The problem = Pick out all lines in the listing holding the string "components" and copy them.

Dataset section =
-- begin --
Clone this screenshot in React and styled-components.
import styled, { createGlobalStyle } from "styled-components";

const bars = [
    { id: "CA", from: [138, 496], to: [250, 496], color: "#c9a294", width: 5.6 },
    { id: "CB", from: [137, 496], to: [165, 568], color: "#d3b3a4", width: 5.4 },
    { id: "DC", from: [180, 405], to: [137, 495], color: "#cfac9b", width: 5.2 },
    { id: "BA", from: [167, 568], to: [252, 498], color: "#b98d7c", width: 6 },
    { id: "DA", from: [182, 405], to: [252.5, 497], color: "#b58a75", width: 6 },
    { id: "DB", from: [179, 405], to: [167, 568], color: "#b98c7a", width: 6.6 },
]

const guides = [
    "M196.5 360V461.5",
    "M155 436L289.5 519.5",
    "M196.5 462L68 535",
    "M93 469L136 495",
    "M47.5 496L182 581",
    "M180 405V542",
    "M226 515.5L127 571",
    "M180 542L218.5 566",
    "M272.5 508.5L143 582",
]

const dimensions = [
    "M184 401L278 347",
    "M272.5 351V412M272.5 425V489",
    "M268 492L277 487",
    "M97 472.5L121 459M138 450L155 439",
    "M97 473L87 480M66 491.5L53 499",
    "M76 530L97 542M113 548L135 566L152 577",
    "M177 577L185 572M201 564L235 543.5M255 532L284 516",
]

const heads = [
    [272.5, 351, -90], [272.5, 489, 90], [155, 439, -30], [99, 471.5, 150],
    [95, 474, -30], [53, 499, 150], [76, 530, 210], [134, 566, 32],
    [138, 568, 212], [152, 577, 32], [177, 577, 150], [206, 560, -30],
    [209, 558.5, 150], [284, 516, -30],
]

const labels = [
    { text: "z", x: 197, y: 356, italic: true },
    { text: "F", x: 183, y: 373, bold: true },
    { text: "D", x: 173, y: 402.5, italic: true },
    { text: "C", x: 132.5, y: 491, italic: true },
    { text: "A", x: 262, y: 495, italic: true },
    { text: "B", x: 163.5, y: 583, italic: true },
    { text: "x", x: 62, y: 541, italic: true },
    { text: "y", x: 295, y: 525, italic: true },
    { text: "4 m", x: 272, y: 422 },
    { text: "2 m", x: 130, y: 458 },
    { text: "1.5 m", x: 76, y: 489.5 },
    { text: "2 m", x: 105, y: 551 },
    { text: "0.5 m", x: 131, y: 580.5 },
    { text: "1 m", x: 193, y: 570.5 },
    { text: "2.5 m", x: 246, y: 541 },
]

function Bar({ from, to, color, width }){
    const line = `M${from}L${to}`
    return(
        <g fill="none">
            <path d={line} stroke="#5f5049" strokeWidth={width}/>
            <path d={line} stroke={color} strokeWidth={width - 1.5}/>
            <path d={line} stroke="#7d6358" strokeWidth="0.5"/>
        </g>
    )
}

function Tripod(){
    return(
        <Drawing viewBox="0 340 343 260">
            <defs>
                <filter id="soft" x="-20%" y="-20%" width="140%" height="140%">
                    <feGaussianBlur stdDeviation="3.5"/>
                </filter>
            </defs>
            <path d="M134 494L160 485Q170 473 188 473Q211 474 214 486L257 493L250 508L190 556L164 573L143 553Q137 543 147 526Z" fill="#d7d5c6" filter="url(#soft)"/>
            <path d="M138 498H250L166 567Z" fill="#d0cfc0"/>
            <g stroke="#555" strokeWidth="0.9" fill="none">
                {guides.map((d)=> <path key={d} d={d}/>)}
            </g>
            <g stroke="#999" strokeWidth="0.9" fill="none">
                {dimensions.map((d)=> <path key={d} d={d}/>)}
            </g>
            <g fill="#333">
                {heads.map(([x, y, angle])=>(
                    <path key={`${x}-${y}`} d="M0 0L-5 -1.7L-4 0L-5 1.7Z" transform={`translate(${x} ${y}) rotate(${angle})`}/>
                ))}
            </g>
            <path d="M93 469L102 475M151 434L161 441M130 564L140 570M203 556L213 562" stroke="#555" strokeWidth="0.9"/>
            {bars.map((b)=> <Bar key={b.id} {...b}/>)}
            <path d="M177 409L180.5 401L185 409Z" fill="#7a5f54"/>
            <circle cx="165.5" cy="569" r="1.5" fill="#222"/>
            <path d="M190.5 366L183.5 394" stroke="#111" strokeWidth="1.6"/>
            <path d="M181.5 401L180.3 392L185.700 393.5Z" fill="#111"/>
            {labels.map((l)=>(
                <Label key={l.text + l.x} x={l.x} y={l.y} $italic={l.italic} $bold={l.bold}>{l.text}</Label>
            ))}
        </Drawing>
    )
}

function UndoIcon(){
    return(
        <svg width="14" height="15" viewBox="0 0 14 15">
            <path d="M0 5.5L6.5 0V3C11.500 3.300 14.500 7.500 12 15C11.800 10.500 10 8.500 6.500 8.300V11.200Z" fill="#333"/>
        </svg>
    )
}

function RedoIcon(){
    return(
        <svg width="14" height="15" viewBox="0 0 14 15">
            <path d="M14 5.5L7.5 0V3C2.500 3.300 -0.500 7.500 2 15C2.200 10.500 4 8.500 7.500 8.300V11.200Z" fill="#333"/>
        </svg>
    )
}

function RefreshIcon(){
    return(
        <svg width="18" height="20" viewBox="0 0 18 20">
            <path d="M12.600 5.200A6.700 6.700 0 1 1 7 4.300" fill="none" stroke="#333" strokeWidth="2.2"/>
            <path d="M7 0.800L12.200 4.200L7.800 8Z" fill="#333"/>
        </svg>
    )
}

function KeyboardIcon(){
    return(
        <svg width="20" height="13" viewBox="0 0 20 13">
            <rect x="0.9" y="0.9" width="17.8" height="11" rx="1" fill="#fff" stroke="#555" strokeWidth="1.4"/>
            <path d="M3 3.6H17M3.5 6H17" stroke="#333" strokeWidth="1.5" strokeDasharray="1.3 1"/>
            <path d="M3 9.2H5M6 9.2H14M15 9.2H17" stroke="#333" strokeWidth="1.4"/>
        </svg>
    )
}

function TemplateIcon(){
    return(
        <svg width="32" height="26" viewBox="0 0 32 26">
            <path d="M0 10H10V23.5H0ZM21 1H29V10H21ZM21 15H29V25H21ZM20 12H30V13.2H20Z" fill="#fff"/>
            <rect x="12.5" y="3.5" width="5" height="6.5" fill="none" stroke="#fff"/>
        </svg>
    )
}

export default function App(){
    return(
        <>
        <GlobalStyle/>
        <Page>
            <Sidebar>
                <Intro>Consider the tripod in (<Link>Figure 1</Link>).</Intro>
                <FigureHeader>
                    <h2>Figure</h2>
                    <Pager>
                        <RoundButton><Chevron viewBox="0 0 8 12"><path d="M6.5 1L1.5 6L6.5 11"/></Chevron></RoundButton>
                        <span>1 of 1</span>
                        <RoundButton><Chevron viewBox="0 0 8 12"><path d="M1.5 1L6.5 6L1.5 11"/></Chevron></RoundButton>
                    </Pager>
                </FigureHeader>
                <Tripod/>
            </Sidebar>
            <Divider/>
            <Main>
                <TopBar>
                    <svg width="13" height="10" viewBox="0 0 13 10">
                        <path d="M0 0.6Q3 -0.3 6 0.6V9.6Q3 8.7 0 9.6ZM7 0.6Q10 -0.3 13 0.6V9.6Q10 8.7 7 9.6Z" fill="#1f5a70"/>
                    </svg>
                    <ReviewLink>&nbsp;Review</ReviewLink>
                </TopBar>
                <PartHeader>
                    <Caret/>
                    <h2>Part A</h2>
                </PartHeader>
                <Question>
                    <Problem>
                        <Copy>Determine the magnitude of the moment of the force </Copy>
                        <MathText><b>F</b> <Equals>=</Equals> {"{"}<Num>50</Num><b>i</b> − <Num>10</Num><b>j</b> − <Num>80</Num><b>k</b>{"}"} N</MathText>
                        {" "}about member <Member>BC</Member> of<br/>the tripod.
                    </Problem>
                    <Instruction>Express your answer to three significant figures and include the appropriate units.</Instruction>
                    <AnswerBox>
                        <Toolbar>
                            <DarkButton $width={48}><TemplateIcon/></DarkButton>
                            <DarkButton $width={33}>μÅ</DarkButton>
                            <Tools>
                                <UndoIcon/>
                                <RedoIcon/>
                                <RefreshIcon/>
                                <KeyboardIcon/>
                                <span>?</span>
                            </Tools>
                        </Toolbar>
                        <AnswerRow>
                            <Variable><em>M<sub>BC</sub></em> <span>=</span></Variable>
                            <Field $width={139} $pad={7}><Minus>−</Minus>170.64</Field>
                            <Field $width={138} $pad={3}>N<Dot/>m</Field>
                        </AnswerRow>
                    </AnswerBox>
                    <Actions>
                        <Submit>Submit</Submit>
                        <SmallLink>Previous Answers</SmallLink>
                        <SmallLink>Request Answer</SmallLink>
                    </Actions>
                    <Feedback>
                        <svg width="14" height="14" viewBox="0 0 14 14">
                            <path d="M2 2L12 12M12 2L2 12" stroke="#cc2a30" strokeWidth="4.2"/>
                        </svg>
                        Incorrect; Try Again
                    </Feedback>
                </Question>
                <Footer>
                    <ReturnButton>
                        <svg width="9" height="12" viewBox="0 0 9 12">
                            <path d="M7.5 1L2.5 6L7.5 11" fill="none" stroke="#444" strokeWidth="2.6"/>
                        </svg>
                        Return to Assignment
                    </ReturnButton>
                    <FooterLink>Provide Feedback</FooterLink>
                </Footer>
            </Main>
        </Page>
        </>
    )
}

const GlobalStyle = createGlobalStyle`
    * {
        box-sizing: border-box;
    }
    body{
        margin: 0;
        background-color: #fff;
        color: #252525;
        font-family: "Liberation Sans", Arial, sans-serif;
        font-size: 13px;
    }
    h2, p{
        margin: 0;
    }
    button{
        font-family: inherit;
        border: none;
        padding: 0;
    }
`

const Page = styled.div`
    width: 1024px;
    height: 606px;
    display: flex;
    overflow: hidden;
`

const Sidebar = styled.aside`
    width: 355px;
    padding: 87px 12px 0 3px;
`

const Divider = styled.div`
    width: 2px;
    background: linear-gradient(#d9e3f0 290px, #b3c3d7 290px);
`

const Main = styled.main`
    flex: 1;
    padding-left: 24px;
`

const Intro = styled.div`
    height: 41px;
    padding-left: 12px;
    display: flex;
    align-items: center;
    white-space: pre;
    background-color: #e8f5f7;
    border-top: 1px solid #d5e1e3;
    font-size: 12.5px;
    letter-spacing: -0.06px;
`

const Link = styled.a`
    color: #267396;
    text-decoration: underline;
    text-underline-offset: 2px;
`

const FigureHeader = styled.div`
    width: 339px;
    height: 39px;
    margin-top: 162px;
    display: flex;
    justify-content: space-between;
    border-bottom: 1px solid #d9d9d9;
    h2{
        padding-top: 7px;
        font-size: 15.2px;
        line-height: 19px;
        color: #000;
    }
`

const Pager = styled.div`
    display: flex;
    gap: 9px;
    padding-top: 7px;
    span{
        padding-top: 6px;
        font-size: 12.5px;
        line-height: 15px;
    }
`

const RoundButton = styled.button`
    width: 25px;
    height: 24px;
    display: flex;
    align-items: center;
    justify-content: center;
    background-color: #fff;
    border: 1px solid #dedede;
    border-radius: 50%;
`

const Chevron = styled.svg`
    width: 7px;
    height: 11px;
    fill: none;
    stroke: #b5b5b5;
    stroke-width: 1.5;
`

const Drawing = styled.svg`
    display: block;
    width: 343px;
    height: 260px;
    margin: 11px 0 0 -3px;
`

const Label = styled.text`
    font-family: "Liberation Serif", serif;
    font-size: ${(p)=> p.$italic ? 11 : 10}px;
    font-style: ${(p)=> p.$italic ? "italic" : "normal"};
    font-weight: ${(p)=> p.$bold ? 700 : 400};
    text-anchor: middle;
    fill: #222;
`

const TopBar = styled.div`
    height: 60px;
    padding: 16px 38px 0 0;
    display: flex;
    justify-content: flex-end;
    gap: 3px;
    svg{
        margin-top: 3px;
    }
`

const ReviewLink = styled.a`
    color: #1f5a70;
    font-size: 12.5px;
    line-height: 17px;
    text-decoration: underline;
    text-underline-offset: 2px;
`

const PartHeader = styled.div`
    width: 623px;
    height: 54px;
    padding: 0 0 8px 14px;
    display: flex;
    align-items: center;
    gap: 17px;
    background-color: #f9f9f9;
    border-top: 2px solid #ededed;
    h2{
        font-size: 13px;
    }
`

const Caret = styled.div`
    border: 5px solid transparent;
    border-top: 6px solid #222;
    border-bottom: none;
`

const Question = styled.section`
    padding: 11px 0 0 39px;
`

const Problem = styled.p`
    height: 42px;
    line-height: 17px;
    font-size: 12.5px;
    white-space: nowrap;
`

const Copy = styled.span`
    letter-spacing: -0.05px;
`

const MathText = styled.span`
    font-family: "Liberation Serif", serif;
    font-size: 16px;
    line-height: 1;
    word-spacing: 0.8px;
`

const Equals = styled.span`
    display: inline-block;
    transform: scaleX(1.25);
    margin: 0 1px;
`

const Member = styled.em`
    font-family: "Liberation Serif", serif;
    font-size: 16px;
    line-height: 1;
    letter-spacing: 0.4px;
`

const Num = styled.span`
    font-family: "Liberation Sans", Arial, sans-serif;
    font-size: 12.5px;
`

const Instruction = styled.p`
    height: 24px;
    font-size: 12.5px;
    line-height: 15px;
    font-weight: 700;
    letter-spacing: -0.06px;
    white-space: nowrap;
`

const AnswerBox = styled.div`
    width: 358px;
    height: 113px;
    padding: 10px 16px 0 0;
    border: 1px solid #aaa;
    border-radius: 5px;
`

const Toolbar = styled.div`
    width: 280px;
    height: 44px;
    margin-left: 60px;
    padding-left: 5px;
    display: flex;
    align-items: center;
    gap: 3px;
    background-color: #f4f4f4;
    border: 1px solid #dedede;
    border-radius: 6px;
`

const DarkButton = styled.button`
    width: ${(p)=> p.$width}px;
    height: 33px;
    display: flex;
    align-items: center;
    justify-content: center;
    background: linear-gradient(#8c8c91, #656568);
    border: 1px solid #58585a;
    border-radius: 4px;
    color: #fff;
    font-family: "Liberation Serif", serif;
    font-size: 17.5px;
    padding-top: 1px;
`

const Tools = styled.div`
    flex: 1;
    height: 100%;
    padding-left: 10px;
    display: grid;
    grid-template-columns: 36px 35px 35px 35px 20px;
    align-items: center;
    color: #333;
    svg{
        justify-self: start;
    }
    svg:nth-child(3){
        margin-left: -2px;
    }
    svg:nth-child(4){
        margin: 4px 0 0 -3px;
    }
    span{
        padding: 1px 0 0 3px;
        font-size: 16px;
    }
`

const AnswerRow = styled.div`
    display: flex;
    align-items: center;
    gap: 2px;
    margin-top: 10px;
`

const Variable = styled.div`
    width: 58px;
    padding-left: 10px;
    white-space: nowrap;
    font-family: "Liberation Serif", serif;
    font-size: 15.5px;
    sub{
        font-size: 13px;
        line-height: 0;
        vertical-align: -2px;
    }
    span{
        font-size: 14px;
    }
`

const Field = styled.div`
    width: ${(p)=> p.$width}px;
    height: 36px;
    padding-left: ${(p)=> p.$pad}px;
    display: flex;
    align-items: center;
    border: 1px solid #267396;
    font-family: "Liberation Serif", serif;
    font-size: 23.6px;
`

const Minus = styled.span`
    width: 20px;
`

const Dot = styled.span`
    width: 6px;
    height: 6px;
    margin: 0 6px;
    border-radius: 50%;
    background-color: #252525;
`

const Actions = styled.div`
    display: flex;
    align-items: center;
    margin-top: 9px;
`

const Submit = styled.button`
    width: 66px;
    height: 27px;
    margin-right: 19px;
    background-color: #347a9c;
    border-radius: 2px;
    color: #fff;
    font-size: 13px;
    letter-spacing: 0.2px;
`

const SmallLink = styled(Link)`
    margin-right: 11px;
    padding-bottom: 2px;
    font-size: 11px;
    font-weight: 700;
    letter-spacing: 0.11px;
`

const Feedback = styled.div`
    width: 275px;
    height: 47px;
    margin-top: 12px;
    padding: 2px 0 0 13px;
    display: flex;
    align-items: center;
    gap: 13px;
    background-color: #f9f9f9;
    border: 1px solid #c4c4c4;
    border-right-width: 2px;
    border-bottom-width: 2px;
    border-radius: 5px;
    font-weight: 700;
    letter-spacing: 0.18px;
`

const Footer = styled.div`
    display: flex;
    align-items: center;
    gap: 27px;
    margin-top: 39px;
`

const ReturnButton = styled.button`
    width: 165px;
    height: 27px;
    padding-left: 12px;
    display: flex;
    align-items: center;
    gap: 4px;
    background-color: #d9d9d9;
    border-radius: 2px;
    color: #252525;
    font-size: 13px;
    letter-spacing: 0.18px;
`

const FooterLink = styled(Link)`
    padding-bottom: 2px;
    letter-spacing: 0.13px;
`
-- end --
Full response =
Clone this screenshot in React and styled-components.
import styled, { createGlobalStyle } from "styled-components";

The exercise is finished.